The scenario remains cut and dry. Two teenage girls, Mari and Paige, meet a boy (in this film, “Justin” instead of the drug-addicted, twitchy “Junior”). Boy accidentally introduces the two to his family, a trio of lethal miscreants named Krug, Sadie and Francis, and together, Mari and Paige, are dragged along for a not so joyful ride that leads to humiliation, beatings and rape. With both girls left for dead, Krug and company find the nearest house to hole up for the night, unbeknown to them that this is where Mari’s parents, Emma and John, reside. Later, Mari turns up worse for wear and Emma and John lash out at their new house guests to protect their daughter.

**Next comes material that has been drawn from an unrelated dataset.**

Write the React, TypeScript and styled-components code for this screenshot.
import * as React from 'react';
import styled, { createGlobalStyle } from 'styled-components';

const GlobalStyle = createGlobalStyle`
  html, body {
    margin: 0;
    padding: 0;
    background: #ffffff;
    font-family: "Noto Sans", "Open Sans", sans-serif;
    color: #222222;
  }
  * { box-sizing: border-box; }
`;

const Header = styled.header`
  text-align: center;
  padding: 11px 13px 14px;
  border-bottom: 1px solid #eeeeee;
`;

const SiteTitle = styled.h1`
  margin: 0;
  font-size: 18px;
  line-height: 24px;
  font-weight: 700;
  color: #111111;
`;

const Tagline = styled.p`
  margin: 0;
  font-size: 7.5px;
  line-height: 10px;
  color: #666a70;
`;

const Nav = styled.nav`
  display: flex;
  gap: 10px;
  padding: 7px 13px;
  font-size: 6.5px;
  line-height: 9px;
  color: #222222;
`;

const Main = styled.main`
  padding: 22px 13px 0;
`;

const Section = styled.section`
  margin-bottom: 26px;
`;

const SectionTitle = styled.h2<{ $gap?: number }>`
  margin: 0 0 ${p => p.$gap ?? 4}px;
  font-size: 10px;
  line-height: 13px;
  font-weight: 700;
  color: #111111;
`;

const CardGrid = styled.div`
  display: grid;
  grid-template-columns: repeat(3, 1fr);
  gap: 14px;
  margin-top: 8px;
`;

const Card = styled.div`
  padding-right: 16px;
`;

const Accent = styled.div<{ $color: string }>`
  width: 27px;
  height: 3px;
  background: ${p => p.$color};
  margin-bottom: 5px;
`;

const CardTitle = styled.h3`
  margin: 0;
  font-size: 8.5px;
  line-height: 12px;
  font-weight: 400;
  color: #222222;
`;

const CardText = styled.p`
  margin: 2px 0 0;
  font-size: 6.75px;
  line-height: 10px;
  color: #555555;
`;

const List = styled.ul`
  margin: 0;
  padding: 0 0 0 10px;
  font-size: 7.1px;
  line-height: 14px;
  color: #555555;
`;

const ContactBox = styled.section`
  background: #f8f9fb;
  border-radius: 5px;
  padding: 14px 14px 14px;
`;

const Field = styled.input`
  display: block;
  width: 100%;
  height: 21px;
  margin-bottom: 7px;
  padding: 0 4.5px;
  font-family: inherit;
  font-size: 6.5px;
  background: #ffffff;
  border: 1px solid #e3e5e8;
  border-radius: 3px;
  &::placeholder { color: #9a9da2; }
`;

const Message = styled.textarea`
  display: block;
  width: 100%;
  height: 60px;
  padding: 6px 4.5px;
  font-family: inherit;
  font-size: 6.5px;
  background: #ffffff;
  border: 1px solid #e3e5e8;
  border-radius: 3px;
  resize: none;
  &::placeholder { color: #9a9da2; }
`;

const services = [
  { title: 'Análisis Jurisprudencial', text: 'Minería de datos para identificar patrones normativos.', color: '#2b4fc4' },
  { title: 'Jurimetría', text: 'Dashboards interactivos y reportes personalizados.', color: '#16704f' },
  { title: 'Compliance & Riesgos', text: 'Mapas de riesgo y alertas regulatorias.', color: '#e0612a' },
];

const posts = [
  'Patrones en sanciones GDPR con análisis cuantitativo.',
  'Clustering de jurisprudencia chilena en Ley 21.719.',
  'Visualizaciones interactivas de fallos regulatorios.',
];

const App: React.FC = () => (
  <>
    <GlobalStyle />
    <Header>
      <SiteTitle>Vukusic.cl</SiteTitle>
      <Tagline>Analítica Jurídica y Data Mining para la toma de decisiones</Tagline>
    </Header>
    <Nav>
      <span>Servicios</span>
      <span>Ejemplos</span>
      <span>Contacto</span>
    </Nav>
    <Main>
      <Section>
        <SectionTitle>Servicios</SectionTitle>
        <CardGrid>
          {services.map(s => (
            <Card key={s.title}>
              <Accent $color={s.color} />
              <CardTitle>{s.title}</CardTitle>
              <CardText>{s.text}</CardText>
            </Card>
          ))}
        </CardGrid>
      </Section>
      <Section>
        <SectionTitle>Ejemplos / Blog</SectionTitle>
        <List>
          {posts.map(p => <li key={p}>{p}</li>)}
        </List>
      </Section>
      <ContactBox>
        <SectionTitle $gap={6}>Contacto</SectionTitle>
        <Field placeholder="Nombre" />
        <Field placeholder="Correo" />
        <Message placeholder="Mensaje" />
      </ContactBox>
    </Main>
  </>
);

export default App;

Like I said, familiar ground.
The most notable difference this time around is the omnipresent mean spirit that pervaded the original film has been eschewed in favor of classic suspense. Where Craven went for the gut with moments like “piss your pants” or forcing the teenage girls to strike each other (another level of discomfort altogether), director Iliadis milks a fair amount of simmering tension during Krug’s first meeting with Mari and Paige and their drive out into the woods. Iliadis reserves any strength for the film’s rape sequence and the subsequent protection/revenge equation. Mari’s violation at the hands of Krug remains brutal and unflinching. And Paige’s demise via a tag team knifing is still a shocker. Save for the rape, the sequence in the woods lacks the original’s slow burn, unpleasant suffering. The tempo is sped up to carry the audience back to the Collingwood home where Krug, Sadie and Francis will receive their just comeuppance. I craved more moments with this trio so, if for anything, I could despise them more.

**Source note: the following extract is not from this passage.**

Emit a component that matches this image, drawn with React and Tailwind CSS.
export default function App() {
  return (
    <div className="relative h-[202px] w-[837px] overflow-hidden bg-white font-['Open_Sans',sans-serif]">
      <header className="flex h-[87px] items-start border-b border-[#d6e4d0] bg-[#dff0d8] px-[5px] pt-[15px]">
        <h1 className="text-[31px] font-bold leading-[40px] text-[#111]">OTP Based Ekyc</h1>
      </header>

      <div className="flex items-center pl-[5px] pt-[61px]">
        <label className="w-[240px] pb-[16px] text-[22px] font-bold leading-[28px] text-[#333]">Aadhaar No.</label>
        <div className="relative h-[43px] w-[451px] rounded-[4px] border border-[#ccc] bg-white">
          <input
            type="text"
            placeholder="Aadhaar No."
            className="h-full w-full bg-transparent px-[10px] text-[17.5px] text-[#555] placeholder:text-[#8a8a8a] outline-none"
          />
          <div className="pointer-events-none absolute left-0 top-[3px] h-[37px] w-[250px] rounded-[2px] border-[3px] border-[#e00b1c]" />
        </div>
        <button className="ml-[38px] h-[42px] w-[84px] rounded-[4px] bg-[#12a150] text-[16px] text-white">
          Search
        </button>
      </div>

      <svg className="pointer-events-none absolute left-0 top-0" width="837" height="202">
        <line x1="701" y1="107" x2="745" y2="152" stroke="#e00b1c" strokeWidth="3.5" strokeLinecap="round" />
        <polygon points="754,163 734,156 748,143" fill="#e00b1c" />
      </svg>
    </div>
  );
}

But writer Carl Ellsworth’s thematic agenda is slightly different here. The thrust of it lies mainly on the parents who are forced to do unthinkable acts of violence. Not out of revenge but survival – which is something I don’t necessarily agree with, but for the purpose of this film it works just fine. Emma and John’s methods are nasty and not as “prepared” as seen in the ’72 film – which makes the results all the more organic and plausible. I yearned for a more animalistic turn, however, something to rival or exceed the extremes set forth by Krug’s earlier actions. Still, they deliver swift, bloody kills and Tony Goldwyn and Monica Potter do a fantastic job running the gamut of emotions. (Performance-wise, the same goes for Dillahunt, Paxton and the rest of the cast whose characters all ring true.)
Last House can’t shake some screenwriting 101 moments – Mari is a swimmer which predictably comes into play (don’t worry, she’s not in a race to avoid rape) – and its denouement is satisfying on a visceral level but it feels out of place. For a redo which does an expert job of kicking its exploitation roots, this scene threatens to drag it right back into the hole. Regardless, the core of the original film is here. And overall, this is much better than any remake of Last House has any right to be. It’s been finessed and, dare I say, made something more palatable for mainstream audiences. Still, I’m okay with that. The fat has been trimmed to make the journey a lean, mature thriller that hasn’t lost much of its potency. Enter if you dare.